3. Hybrid model routing
Not every request needs the most capable (and expensive) model. A multi-model routing layer classifies incoming requests by complexity and sends straightforward tasks — summarization, extraction, classification — to cheaper models while reserving premium models for nuanced reasoning and generation. This single strategy can reduce average per-request cost by 50-70% for mixed workloads.
4. Input/output token awareness
Most providers charge different rates for input versus output tokens, and output tokens are typically 2-4x more expensive. Designing prompts that produce shorter, structured outputs (JSON instead of prose, bulleted lists instead of paragraphs) directly reduces the more expensive side of the bill. Monitoring the input-to-output ratio per endpoint reveals which calls are most worth optimizing.
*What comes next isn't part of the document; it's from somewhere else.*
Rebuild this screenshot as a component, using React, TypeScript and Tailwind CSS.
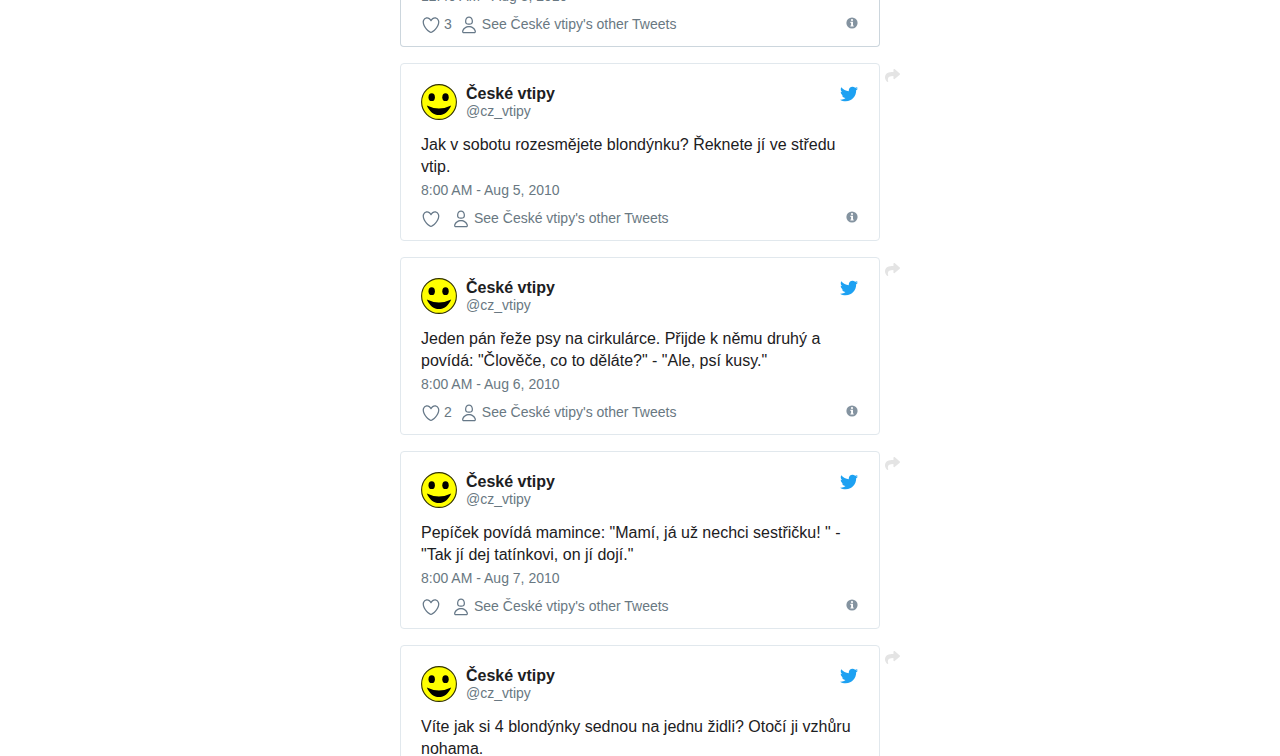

5. Context window management
Stuffing the full context window on every call is the most common source of unnecessary spend. Strategies include: summarizing older conversation turns instead of passing raw history, using retrieval-augmented generation (RAG) to inject only relevant chunks, and setting hard token budgets per conversation tier. Smaller context also means faster inference — a double win.
6. Batch processing
Several providers offer batch APIs at 50% discounts for non-latency-sensitive work. Evaluation runs, content generation pipelines, data labeling, and nightly report generation are prime candidates. By separating real-time and batch workloads, you pay full price only for requests where users are waiting.
7. A-tier + value-tier blending
Hybrid AI tokens formalize the idea that not every token in a session needs to travel through the most expensive model. Premium-path (A-tier) tokens handle the visible, high-stakes turns — first replies, tool calls, error recovery — while value-tier tokens cover bulk work like embedding, context compaction, and boilerplate drafting. This explicit blend keeps user-facing quality high while cutting the aggregate cost per session.